Oleh karena itu, pengamat ekonomi Universitas Airlangga
Kresnayana Yahya berani menyimpulkan bahwa sebagian besar pekerja jasa di
Indonesia belum siap menghadapi MEA. “Di Indonesia sendiri, kerja jasa itu
masih belum populer. Dalam arti penghargaannya, bukan hanya uang tapi
pengakuannya juga belum sebesar itu," kata Kresnayana.
"Di Singapura dan Malaysia pariwisata itu contohnya
sudah jadi main source of income
(pemasukan utama). Indonesia masih sangat kecil. Karena itu, profesional dalam
bidang ini juga masih sangat terbatas," jelas Kresnayana.*
Mereka yang akan bersaing:
1. Insinyur
Ini berlaku untuk semua insinyur, yang kalau di Indonesia
memakai gelar ST alias sarjana teknik. Para insinyur bergabung dalam organisasi
profesi yang disebut Persatuan Insinyur Indonesia (PII).
Saat ini ada 14 jenis profesi insinyur di Indonesia, mulai
dari insinyur mesin, geodesi, teknik fisika, teknik sipil, dan teknik kimia.
2. Arsitek
Arsitek adalah mereka yang ahli arsitektur, yaitu ahli
rancang bangun atau ahli lingkungan binaan.
Lingkup pekerjaan arsitekur sangat luas dan meliputi
interior, lingkup bangunan, lingkup kompleks bangunan, sampai dengan lingkup
kota, dan regional.
Posisinya yang strategis bahkan bisa membuat sebuah
pembangunan dihentikan karena tidak sesuai dengan persyaratan yang sudah
disepakati.
3. Tenaga pariwisata
Tenaga pariwisata merupakan profesi yang sangat dibutuhkan
di Indonesia karena potensi objek pariwisata Indonesia yang cukup banyak.
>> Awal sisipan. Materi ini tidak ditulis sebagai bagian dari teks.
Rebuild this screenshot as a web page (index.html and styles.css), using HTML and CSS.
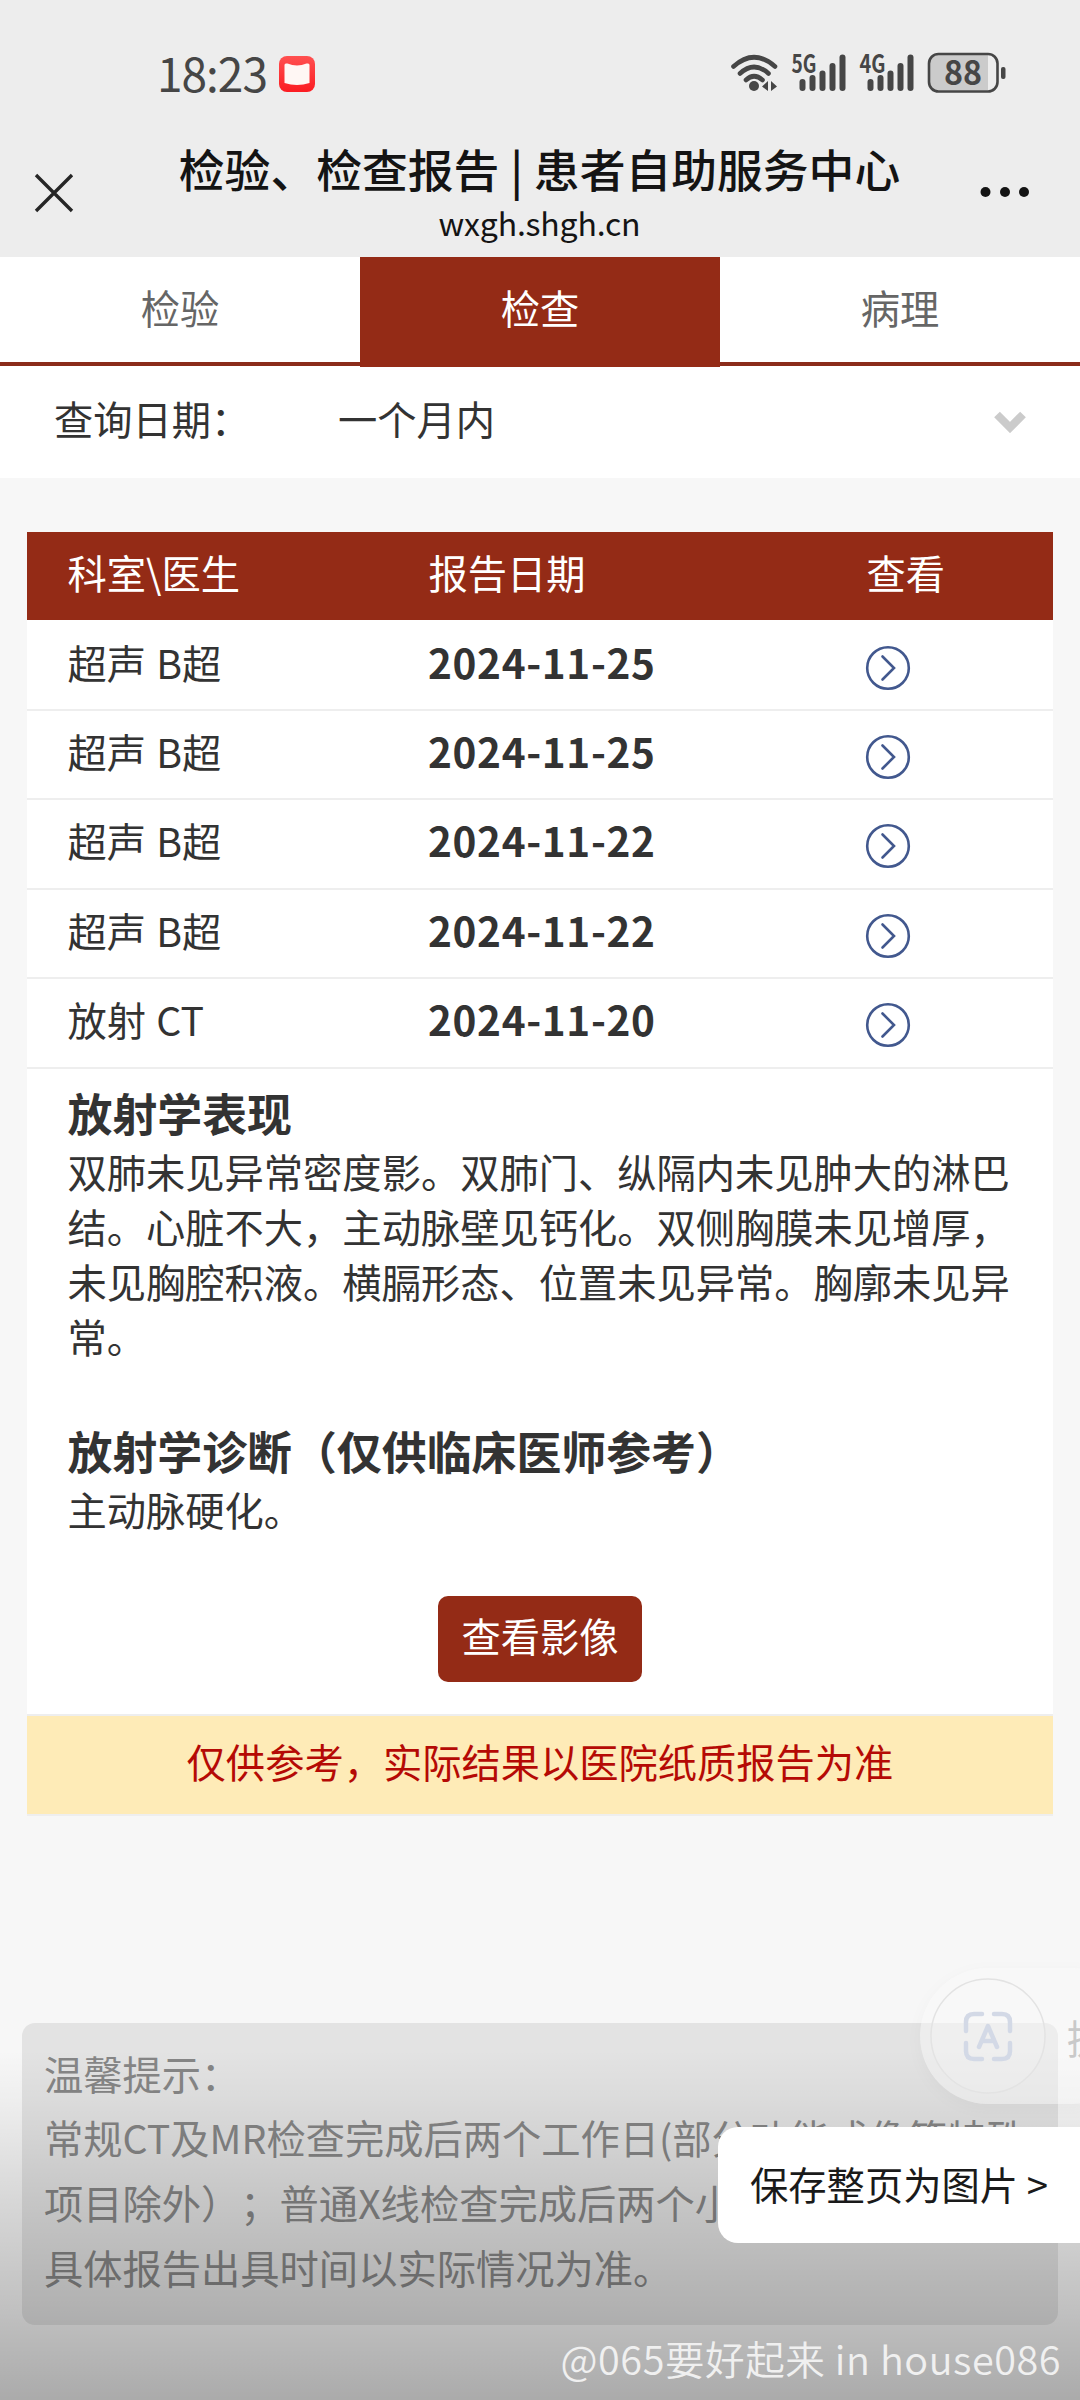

Pada dasarnya, jenis tenaga kerja pariwisata cukup banyak
karena banyaknya profesi yang berhubungan dengan sektor yang satu ini. Beberapa
contoh di antaranya adalah bidang maskapai penerbangan yang mencakup agen
tiket, pilot, pramugari, katering, dan lain-lain. Bisa juga bidang perhotelan,
di mana yang terlibat adalah manager hotel, room
service staff, controller, dan
lain-lain.
4. Akuntan
Akuntan adalah mereka yang ahli di bidang akuntansi. Profesi
akuntan dibedakan atas beberapa macam, di antaranya adalah akuntan publik,
akuntan intern, akuntan pemerintah, dan akuntan pendidikan. Tugas masing-masing
akuntan juga berbeda-beda. Ada yang mengurus akuntansi keuangan (financial), akutansi biaya (cost), bahkan akuntasi pajak (tax).
5. Dokter gigi
Dokter gigi bertugas untuk melakukan pencegahan kerusakan
dan penyakit pada gigi dan mulut. Saat ini yang mengambil profesi dokter gigi
di Indonesia masih sedikit, sehingga banyak peluang kerja untuk profesi yang
satu ini.
6. Tenaga survei
Tenaga survei yang dimaksud di sini adalah mereka yang ahli
dalam bidang pengukuran bumi, dalam hal ini pengukuran tanah ataupun darat.
Jadi bukan tenaga survei untuk pemilu atau badan survei yang selama ini sering
kamu dengar.
Umumnya, tenaga survei atau surveyor berasal dari
sekolah-sekolah yang mengajarkan ilmu-ilmu pengukuran bumi, di antaranya adalah
lulusan Teknik Geodesi dan Geomatika dari universitas atau lulusan Sekolah
Tinggi Pertanahan Nasional (BPN), dan institusi lain yang bergerak dalam
kerekayasaan konstruksi. Hingga saat ini kebutuhan untuk tenaga survei masih
sangat tinggi di Indonesia.
7. Praktisi medis
Dengan masuknya praktisi medis dalam daftar profesi yang
boleh wara-wiri di ASEAN, maka jangan heran bila kamu bertemu dokter asing di
sebuah rumah sakit yang kamu kunjungi.
8. Perawat
Selain dokter dan dokter gigi, perawat juga memiliki
kesempatan kerja di seluruh negara ASEAN bila mereka memiliki kompetensi yang
meyakinkan plus jam terbang yang lumayan tinggi.